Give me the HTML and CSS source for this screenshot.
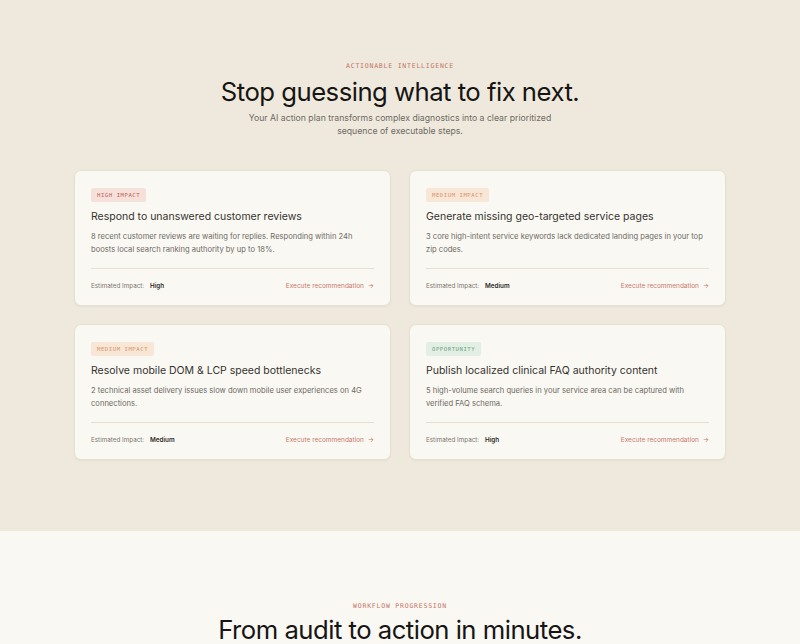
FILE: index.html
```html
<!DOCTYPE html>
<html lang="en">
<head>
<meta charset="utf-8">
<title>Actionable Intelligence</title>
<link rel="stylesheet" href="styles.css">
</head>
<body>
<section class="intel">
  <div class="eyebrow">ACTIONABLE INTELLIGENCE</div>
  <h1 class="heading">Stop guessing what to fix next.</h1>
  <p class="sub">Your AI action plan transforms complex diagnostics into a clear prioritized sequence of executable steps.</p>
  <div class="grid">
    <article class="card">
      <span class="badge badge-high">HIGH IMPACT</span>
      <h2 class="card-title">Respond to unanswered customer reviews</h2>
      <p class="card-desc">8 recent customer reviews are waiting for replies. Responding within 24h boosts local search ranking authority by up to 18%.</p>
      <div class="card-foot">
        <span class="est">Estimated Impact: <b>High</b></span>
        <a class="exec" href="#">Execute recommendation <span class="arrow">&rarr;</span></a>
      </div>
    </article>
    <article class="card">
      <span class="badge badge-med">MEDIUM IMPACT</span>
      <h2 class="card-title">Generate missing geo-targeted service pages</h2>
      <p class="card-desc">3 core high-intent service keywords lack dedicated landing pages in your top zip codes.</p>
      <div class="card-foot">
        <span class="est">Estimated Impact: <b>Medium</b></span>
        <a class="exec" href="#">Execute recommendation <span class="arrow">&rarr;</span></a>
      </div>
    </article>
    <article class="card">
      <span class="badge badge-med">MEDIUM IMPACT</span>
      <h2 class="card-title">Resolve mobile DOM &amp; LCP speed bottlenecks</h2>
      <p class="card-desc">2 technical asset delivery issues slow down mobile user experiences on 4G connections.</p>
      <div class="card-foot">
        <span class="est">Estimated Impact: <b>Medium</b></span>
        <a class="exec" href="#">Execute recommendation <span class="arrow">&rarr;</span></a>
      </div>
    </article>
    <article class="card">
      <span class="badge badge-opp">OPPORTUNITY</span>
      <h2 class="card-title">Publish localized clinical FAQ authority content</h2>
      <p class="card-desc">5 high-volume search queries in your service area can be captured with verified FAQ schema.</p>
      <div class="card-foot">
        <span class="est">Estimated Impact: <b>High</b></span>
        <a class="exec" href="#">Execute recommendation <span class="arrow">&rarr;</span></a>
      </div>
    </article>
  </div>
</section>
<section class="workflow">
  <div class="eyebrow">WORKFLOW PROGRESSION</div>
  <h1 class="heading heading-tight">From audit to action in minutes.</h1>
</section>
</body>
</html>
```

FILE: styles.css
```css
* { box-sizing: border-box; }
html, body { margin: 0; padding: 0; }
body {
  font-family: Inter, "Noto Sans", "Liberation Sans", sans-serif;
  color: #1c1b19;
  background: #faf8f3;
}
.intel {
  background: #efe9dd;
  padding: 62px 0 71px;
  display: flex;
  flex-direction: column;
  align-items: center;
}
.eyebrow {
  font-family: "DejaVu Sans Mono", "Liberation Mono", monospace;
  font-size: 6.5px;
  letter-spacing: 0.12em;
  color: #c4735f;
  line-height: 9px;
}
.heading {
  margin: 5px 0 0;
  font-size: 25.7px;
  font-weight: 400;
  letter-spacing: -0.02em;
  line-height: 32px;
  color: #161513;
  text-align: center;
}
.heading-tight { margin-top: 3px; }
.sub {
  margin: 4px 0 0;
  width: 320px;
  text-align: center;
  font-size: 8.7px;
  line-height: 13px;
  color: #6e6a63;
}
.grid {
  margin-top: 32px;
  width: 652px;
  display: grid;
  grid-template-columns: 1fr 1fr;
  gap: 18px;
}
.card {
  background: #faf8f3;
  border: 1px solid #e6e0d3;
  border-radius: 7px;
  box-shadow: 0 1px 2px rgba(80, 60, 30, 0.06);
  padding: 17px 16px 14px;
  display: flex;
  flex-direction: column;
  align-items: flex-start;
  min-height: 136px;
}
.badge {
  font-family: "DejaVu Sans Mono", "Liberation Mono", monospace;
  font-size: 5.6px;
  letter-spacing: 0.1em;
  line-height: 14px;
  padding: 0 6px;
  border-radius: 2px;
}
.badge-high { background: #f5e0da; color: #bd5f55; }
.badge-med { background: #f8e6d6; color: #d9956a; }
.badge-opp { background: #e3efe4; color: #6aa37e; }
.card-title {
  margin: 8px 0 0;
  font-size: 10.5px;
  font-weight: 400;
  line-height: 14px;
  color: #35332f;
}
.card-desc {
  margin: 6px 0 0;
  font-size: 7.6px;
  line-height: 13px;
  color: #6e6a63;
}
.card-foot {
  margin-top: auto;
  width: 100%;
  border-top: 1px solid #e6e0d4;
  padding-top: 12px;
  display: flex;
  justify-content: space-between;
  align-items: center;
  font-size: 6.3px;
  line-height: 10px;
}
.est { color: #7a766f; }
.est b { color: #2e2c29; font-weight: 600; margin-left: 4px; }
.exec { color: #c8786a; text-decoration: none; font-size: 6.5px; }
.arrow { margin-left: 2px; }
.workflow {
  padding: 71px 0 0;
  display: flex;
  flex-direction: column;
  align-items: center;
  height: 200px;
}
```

· · · · · · ·

* Written instruction: Return the listing above unchanged, apart from dropping its pictures.

* Result of this task:
Give me the HTML and CSS source for this screenshot.
FILE: index.html
```html
<!DOCTYPE html>
<html lang="en">
<head>
<meta charset="utf-8">
<title>Actionable Intelligence</title>
<link rel="stylesheet" href="styles.css">
</head>
<body>
<section class="intel">
  <div class="eyebrow">ACTIONABLE INTELLIGENCE</div>
  <h1 class="heading">Stop guessing what to fix next.</h1>
  <p class="sub">Your AI action plan transforms complex diagnostics into a clear prioritized sequence of executable steps.</p>
  <div class="grid">
    <article class="card">
      <span class="badge badge-high">HIGH IMPACT</span>
      <h2 class="card-title">Respond to unanswered customer reviews</h2>
      <p class="card-desc">8 recent customer reviews are waiting for replies. Responding within 24h boosts local search ranking authority by up to 18%.</p>
      <div class="card-foot">
        <span class="est">Estimated Impact: <b>High</b></span>
        <a class="exec" href="#">Execute recommendation <span class="arrow">&rarr;</span></a>
      </div>
    </article>
    <article class="card">
      <span class="badge badge-med">MEDIUM IMPACT</span>
      <h2 class="card-title">Generate missing geo-targeted service pages</h2>
      <p class="card-desc">3 core high-intent service keywords lack dedicated landing pages in your top zip codes.</p>
      <div class="card-foot">
        <span class="est">Estimated Impact: <b>Medium</b></span>
        <a class="exec" href="#">Execute recommendation <span class="arrow">&rarr;</span></a>
      </div>
    </article>
    <article class="card">
      <span class="badge badge-med">MEDIUM IMPACT</span>
      <h2 class="card-title">Resolve mobile DOM &amp; LCP speed bottlenecks</h2>
      <p class="card-desc">2 technical asset delivery issues slow down mobile user experiences on 4G connections.</p>
      <div class="card-foot">
        <span class="est">Estimated Impact: <b>Medium</b></span>
        <a class="exec" href="#">Execute recommendation <span class="arrow">&rarr;</span></a>
      </div>
    </article>
    <article class="card">
      <span class="badge badge-opp">OPPORTUNITY</span>
      <h2 class="card-title">Publish localized clinical FAQ authority content</h2>
      <p class="card-desc">5 high-volume search queries in your service area can be captured with verified FAQ schema.</p>
      <div class="card-foot">
        <span class="est">Estimated Impact: <b>High</b></span>
        <a class="exec" href="#">Execute recommendation <span class="arrow">&rarr;</span></a>
      </div>
    </article>
  </div>
</section>
<section class="workflow">
  <div class="eyebrow">WORKFLOW PROGRESSION</div>
  <h1 class="heading heading-tight">From audit to action in minutes.</h1>
</section>
</body>
</html>
```

FILE: styles.css
```css
* { box-sizing: border-box; }
html, body { margin: 0; padding: 0; }
body {
  font-family: Inter, "Noto Sans", "Liberation Sans", sans-serif;
  color: #1c1b19;
  background: #faf8f3;
}
.intel {
  background: #efe9dd;
  padding: 62px 0 71px;
  display: flex;
  flex-direction: column;
  align-items: center;
}
.eyebrow {
  font-family: "DejaVu Sans Mono", "Liberation Mono", monospace;
  font-size: 6.5px;
  letter-spacing: 0.12em;
  color: #c4735f;
  line-height: 9px;
}
.heading {
  margin: 5px 0 0;
  font-size: 25.7px;
  font-weight: 400;
  letter-spacing: -0.02em;
  line-height: 32px;
  color: #161513;
  text-align: center;
}
.heading-tight { margin-top: 3px; }
.sub {
  margin: 4px 0 0;
  width: 320px;
  text-align: center;
  font-size: 8.7px;
  line-height: 13px;
  color: #6e6a63;
}
.grid {
  margin-top: 32px;
  width: 652px;
  display: grid;
  grid-template-columns: 1fr 1fr;
  gap: 18px;
}
.card {
  background: #faf8f3;
  border: 1px solid #e6e0d3;
  border-radius: 7px;
  box-shadow: 0 1px 2px rgba(80, 60, 30, 0.06);
  padding: 17px 16px 14px;
  display: flex;
  flex-direction: column;
  align-items: flex-start;
  min-height: 136px;
}
.badge {
  font-family: "DejaVu Sans Mono", "Liberation Mono", monospace;
  font-size: 5.6px;
  letter-spacing: 0.1em;
  line-height: 14px;
  padding: 0 6px;
  border-radius: 2px;
}
.badge-high { background: #f5e0da; color: #bd5f55; }
.badge-med { background: #f8e6d6; color: #d9956a; }
.badge-opp { background: #e3efe4; color: #6aa37e; }
.card-title {
  margin: 8px 0 0;
  font-size: 10.5px;
  font-weight: 400;
  line-height: 14px;
  color: #35332f;
}
.card-desc {
  margin: 6px 0 0;
  font-size: 7.6px;
  line-height: 13px;
  color: #6e6a63;
}
.card-foot {
  margin-top: auto;
  width: 100%;
  border-top: 1px solid #e6e0d4;
  padding-top: 12px;
  display: flex;
  justify-content: space-between;
  align-items: center;
  font-size: 6.3px;
  line-height: 10px;
}
.est { color: #7a766f; }
.est b { color: #2e2c29; font-weight: 600; margin-left: 4px; }
.exec { color: #c8786a; text-decoration: none; font-size: 6.5px; }
.arrow { margin-left: 2px; }
.workflow {
  padding: 71px 0 0;
  display: flex;
  flex-direction: column;
  align-items: center;
  height: 200px;
}
```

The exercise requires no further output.